Thursday, 29 September 2016

Court drops sedition charges against four Sabah secessionists

KOTA KINABALU, Sept 28 — The Sessions Court today dropped sedition charges against four Sabahans for possession of Sabah Sarawak Keluar Malaysia (SSKM) pamphlets.

The four — Jemmy Liku Markus Ratu, Erick Jack William, Joseph Kolis, and Azrie Situ were charged under the Sedition Act last year for possessing and distributing seditious pamphlets at the Tuaran open market.

Today, the prosecution applied for a discharge not amounting to acquittal in the case.

“We did not object to the application by deputy public prosecutor Gan Peng Kun for the discharge,” said counsel for the four, Fuad Tengku Ahmad.

When contacted, Gan said that the application was an instruction from his headquarters.

Judge Abu Bakar Abdul Manat had subsequently ordered that the four be discharged not amounting to an acquittal and that bail deposits are to be refunded.

The four volunteers of the controversial secession group was charged with sedition last year under Section 4 (2) of the Sedition Act 1948 for allegedly being in possession of pamphlets allegedly propagating Sabah’s secession from the federation.

The allegedly seditious pamphlets advocated that Sabah’s rights under the Malaysia Agreement 1963 had been breached by the Federal government.

“After much discussion, engagement and consultation with senior Sabah political figures and members of the Federal government, the four accused have reflected seriously on their cause, their actions and the choices that they have made.

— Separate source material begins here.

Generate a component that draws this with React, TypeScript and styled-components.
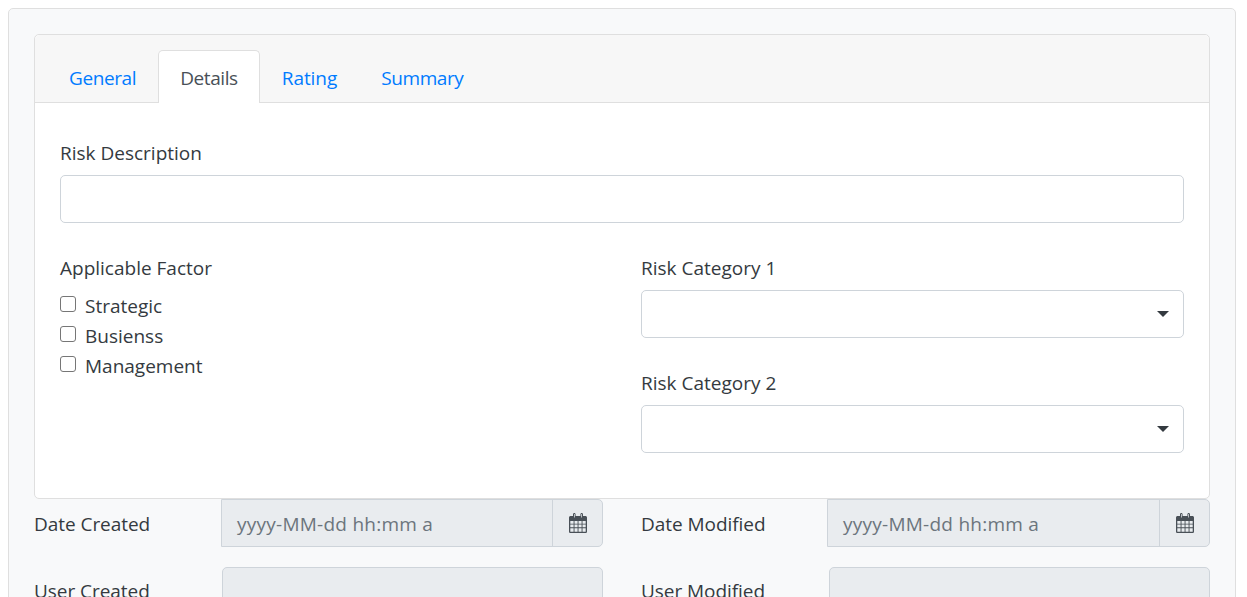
import React from 'react';
import styled, { createGlobalStyle } from 'styled-components';

const Global = createGlobalStyle`
  html, body { height: 597px; overflow: hidden; }
  body { margin: 8px; background: #fff; font-family: "Open Sans", "Noto Sans", "Liberation Sans", sans-serif; color: #343a40; }
  * { box-sizing: border-box; }
`;

const Outer = styled.div`
  width: 1228px;
  height: 700px;
  padding: 25px;
  background: #f8f9fa;
  border: 1px solid #dfdfdf;
  border-radius: 5px;
`;
const Card = styled.div`
  height: 465px;
  background: #fff;
  border: 1px solid #dfdfdf;
  border-radius: 5px;
`;
const TabHeader = styled.div`
  display: flex;
  height: 68px;
  padding: 15px 12px 0;
  background: #f7f7f7;
  border-bottom: 1px solid #dfdfdf;
  border-radius: 5px 5px 0 0;
`;
const Tab = styled.div<{ $active?: boolean; $spacing?: number }>`
  height: 53px;
  padding: 0 21px;
  border: 1px solid ${p => (p.$active ? '#dfdfdf' : 'transparent')};
  border-bottom: 0;
  border-radius: 5px 5px 0 0;
  background: ${p => (p.$active ? '#fff' : 'transparent')};
  color: ${p => (p.$active ? '#495057' : '#007bff')};
  font-size: 19px;
  line-height: 55px;
  letter-spacing: ${p => p.$spacing ?? -0.4}px;
`;
const CardBody = styled.div`
  padding: 35px 25px 0;
`;
const Label = styled.div`
  font-size: 19px;
  line-height: 30px;
  height: 30px;
  color: #343a40;
`;
const TextBox = styled.div`
  height: 48px;
  margin-top: 7px;
  background: #fff;
  border: 1px solid #ced4da;
  border-radius: 5px;
`;
const Columns = styled.div`
  display: grid;
  grid-template-columns: 1fr 543px;
  column-gap: 38px;
  margin-top: 30px;
`;
const CheckList = styled.div`
  display: flex;
  flex-direction: column;
  margin-top: 8px;
`;
const CheckRow = styled.label`
  display: flex;
  align-items: center;
  gap: 9px;
  height: 30px;
  font-size: 19px;
  color: #343a40;
`;
const Box = styled.span`
  width: 16px;
  height: 16px;
  margin-top: -4px;
  background: #fff;
  border: 1px solid #767676;
  border-radius: 3px;
`;
const Select = styled(TextBox)`
  display: flex;
  align-items: center;
  justify-content: flex-end;
  padding-right: 14px;
  margin-top: 7px;
  margin-bottom: 30px;
`;
const Caret = styled.span`
  width: 0;
  height: 0;
  border-left: 6px solid transparent;
  border-right: 6px solid transparent;
  border-top: 6px solid #343a40;
`;
const MetaGrid = styled.div`
  display: grid;
  grid-template-columns: 569px 569px;
  column-gap: 38px;
  row-gap: 20px;
`;
const MetaRow = styled.div<{ $label: number }>`
  display: grid;
  grid-template-columns: ${p => p.$label}px 1fr;
  align-items: center;
`;
const MetaLabel = styled.div<{ $top?: number }>`
  padding-top: ${p => p.$top ?? 0}px;
  font-size: 19px;
  letter-spacing: -0.05px;
  color: #343a40;
`;
const DateGroup = styled.div`
  display: flex;
  height: 48px;
  background: #e9ecef;
  border: 1px solid #ced4da;
  border-radius: 0 5px 5px 0;
`;
const DateText = styled.div`
  flex: 1;
  padding-left: 15px;
  font-size: 19px;
  line-height: 48px;
  letter-spacing: 0.25px;
  color: #6c757d;
`;
const Addon = styled.div`
  width: 50px;
  display: flex;
  align-items: center;
  justify-content: center;
  border-left: 1px solid #ced4da;
`;
const Disabled = styled.div`
  height: 48px;
  background: #e9ecef;
  border: 1px solid #ced4da;
  border-radius: 5px;
`;

const CalendarIcon = () => (
  <svg width="18" height="20" viewBox="0 0 18 20" aria-hidden="true">
    <path
      fill="#495057"
      fillRule="evenodd"
      d="M4 1.4C4 .6 4.6 0 5.3 0S6.6.6 6.6 1.4V3h4.8V1.4c0-.8.6-1.4 1.3-1.4S14 .6 14 1.4V3h2.4c.9 0 1.6.7 1.6 1.6v13.8c0 .9-.7 1.6-1.6 1.6H1.6C.7 20 0 19.3 0 18.4V4.6C0 3.7.7 3 1.6 3H4V1.4Zm1 0V4.4h.7V1.4c0-.6-.7-.6-.7 0Zm7.3 0V4.4h.7V1.4c0-.6-.7-.6-.7 0ZM1.3 8v2.7h3.3V8H1.3Zm4.2 0v2.7h3.1V8H5.5Zm4 0v2.7h3.1V8H9.5Zm4 0v2.7h3.2V8h-3.2ZM1.3 11.6v2.7h3.3v-2.7H1.3Zm4.2 0v2.7h3.1v-2.7H5.5Zm4 0v2.7h3.1v-2.7H9.5Zm4 0v2.7h3.2v-2.7h-3.2ZM1.3 15.2v3.5h3.3v-3.5H1.3Zm4.2 0v3.5h3.1v-3.5H5.5Zm4 0v3.5h3.1v-3.5H9.5Zm4 0v3.5h3.2v-3.5h-3.2Z"
    />
  </svg>
);

export default function App() {
  return (
    <>
      <Global />
      <Outer>
        <Card>
          <TabHeader>
            <Tab>General</Tab>
            <Tab $active>Details</Tab>
            <Tab $spacing={-0.07}>Rating</Tab>
            <Tab>Summary</Tab>
          </TabHeader>
          <CardBody>
            <Label>Risk Description</Label>
            <TextBox />
            <Columns>
              <div>
                <Label>Applicable Factor</Label>
                <CheckList>
                  <CheckRow><Box />Strategic</CheckRow>
                  <CheckRow><Box />Busienss</CheckRow>
                  <CheckRow><Box />Management</CheckRow>
                </CheckList>
              </div>
              <div>
                <Label>Risk Category 1</Label>
                <Select><Caret /></Select>
                <Label>Risk Category 2</Label>
                <Select><Caret /></Select>
              </div>
            </Columns>
          </CardBody>
        </Card>
        <MetaGrid>
          <MetaRow $label={187}>
            <MetaLabel $top={2}>Date Created</MetaLabel>
            <DateGroup>
              <DateText>yyyy-MM-dd hh:mm a</DateText>
              <Addon><CalendarIcon /></Addon>
            </DateGroup>
          </MetaRow>
          <MetaRow $label={186}>
            <MetaLabel $top={2}>Date Modified</MetaLabel>
            <DateGroup>
              <DateText>yyyy-MM-dd hh:mm a</DateText>
              <Addon><CalendarIcon /></Addon>
            </DateGroup>
          </MetaRow>
          <MetaRow $label={188}>
            <MetaLabel>User Created</MetaLabel>
            <Disabled />
          </MetaRow>
          <MetaRow $label={188}>
            <MetaLabel>User Modified</MetaLabel>
            <Disabled />
          </MetaRow>
        </MetaGrid>
      </Outer>
    </>
  );
}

“My clients are regretful and contrite about what they have done and at no time did they intend to stir up civil disobedience. It was their hope that Sabah’s position would be improved by their actions,” he said.

He said that moving forward, his clients will “follow a more considered and rational path in life.”

Tengku Fuad also thanked the Attorney-General Tan Sri Mohamed Apandi Ali and the deputy public prosecutor for the discharge.

“My clients maintain their stand that they love Sabah and are committed to upholding the rights of its people and the state through lawful means. They understand that this must be done within the framework of the Federation of Malaysia.

The four accused could have been sentenced to a maximum of 18 months or a fine of RM2,000 or both if convicted.